Saturday, October 3, 2009
His mother must be proud...
My 5-year-old loves hockey. More specifically, he loves the Pittsburgh Penguins. And to narrow it down even further: He loves No. 87, Sidney Crosby.
We watched the Penguins' home opener last night, and saw the Stanley Cup ("Mom, look how shiny it is!") get hit with the spotlight at Mellon Arena, and the championship banner raised at center ice. We clapped and he was as excited as if I had given him ice cream for dinner (ONE TIME when he was sick, ok?)
During the ceremony the camera caught Crosby looking up at the banner as it ascended into the rafters. He looked so young, but at the same time, respectful; he knows what a huge, big, giant deal it is to win Lord Stanley's Cup.

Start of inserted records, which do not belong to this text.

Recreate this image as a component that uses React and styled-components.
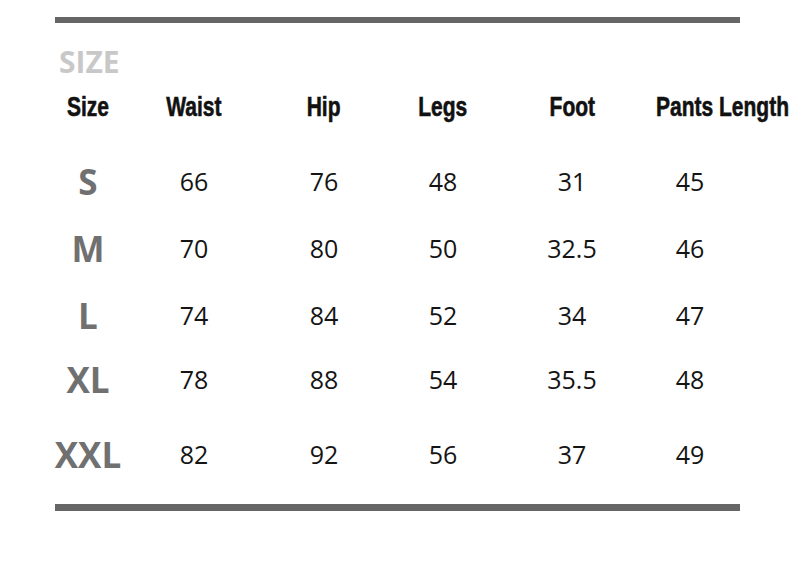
import React from 'react';
import styled, { createGlobalStyle } from 'styled-components';

const GlobalStyle = createGlobalStyle`
    html, body {
        margin: 0;
        padding: 0;
        background: #ffffff;
    }
`;

const columns = ['Size', 'Waist', 'Hip', 'Legs', 'Foot', 'Pants Length'];

// top margin of each row keeps the uneven spacing of the original chart
const rows = [
    { size: 'S', values: ['66', '76', '48', '31', '45'], mt: 34 },
    { size: 'M', values: ['70', '80', '50', '32.5', '46'], mt: 27 },
    { size: 'L', values: ['74', '84', '52', '34', '47'], mt: 27 },
    { size: 'XL', values: ['78', '88', '54', '35.5', '48'], mt: 24 },
    { size: 'XXL', values: ['82', '92', '56', '37', '49'], mt: 35 },
];

const Sheet = styled.div`
    width: 790px;
    height: 575px;
    padding-top: 17px;
    box-sizing: border-box;
    overflow: hidden;
    background: #ffffff;
`;

const Bar = styled.div`
    width: 685px;
    height: ${p => p.$h}px;
    margin: ${p => p.$mt}px 0 0 55px;
    background: #666666;
`;

const Title = styled.div`
    margin: 24px 0 0 59px;
    font-family: 'Open Sans', 'Noto Sans', sans-serif;
    font-weight: 700;
    font-size: 30px;
    line-height: 30px;
    color: #c8c8c8;
`;

const Row = styled.div`
    display: grid;
    grid-template-columns: 100px 112px 148px 90px 168px 68px;
    align-items: center;
    height: 40px;
    margin: ${p => p.$mt}px 0 0 38px;
`;

// no condensed face is installed, so the bold sans is narrowed by hand
const Head = styled.div`
    justify-self: ${p => (p.$start ? 'start' : 'center')};
    white-space: nowrap;
    font-family: 'Liberation Sans', Arial, sans-serif;
    font-weight: 700;
    font-size: 28px;
    line-height: 1;
    color: #111111;
    -webkit-text-stroke: 0.6px #111111;
    transform: scaleX(0.75);
    transform-origin: ${p => (p.$start ? 'left' : 'center')} center;
`;

const SizeCell = styled.div`
    justify-self: center;
    font-family: 'Open Sans', 'Noto Sans', sans-serif;
    font-weight: 700;
    font-size: 35px;
    line-height: 1;
    color: #707070;
`;

const Value = styled.div`
    justify-self: center;
    white-space: nowrap;
    font-family: 'Open Sans', 'Noto Sans', sans-serif;
    font-size: 25px;
    line-height: 1;
    color: #141414;
`;

function App() {
    return (
        <Sheet>
            <GlobalStyle />
            <Bar $h={6} $mt={0} />
            <Title>SIZE</Title>
            <Row $mt={10}>
                {columns.map((c, i) => (
                    <Head key={c} $start={i === columns.length - 1}>
                        {c}
                    </Head>
                ))}
            </Row>
            {rows.map(r => (
                <Row key={r.size} $mt={r.mt}>
                    <SizeCell>{r.size}</SizeCell>
                    {r.values.map((v, i) => (
                        <Value key={i}>{v}</Value>
                    ))}
                </Row>
            ))}
            <Bar $h={7} $mt={30} />
        </Sheet>
    );
}

export default App;
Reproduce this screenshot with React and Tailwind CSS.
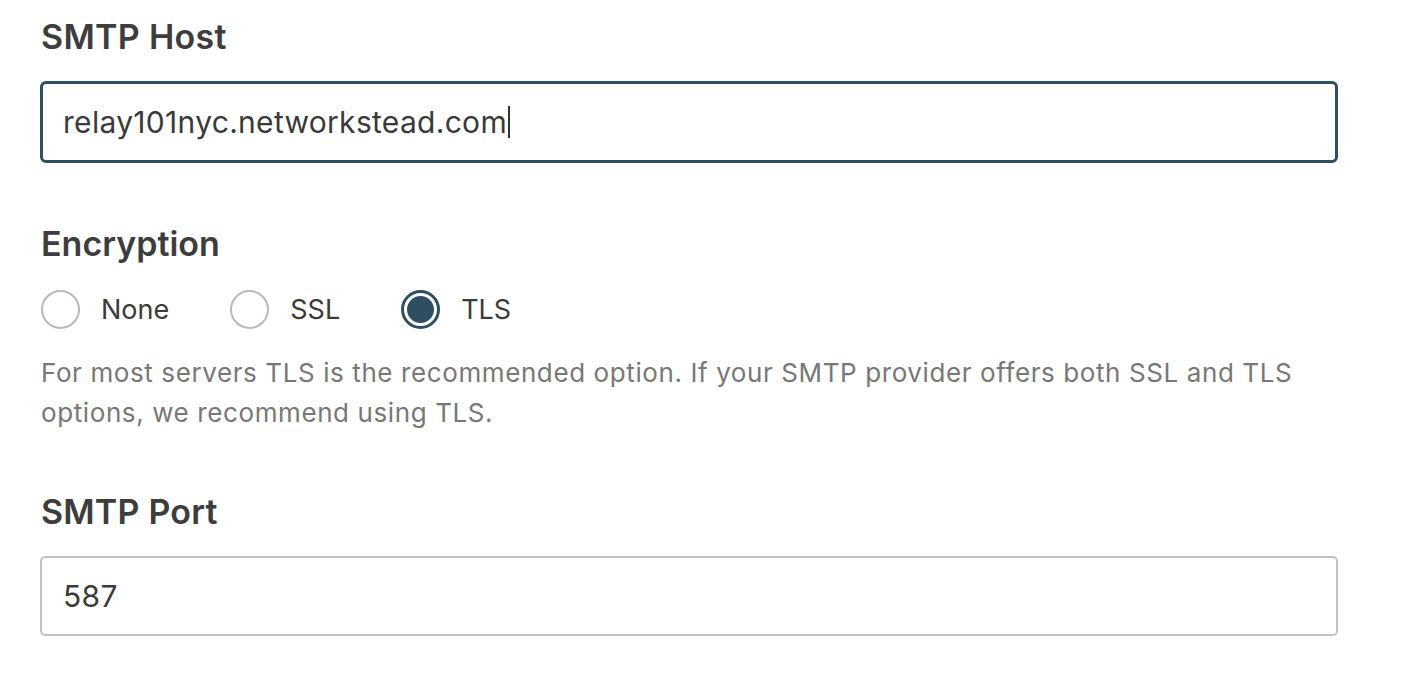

It got me thinking how glad I was that my little guy had picked someone who, for all intents and purposes, seems like a great role model. I'm not usually one to pick sports figures as role models (because most of them suck at it), but then remembered this video of a 14-year-old Crosby. He talks with absolute glee about how he can't imagine how great it would be "getting paid to do something you love to do." (3:11 in the video).
http://www.youtube.com/watch?v=neO44K7Awg0
It doesn't seem to me that Crosby has changed all that much since then. A reporter asked him during the last playoff season how he felt about the fans in Philadelphia yelling "Crosby Sucks" whenever he took the ice. "I don't love it," he admitted, ruefully. That's about as strong a criticism I've ever heard him give of another team or another player.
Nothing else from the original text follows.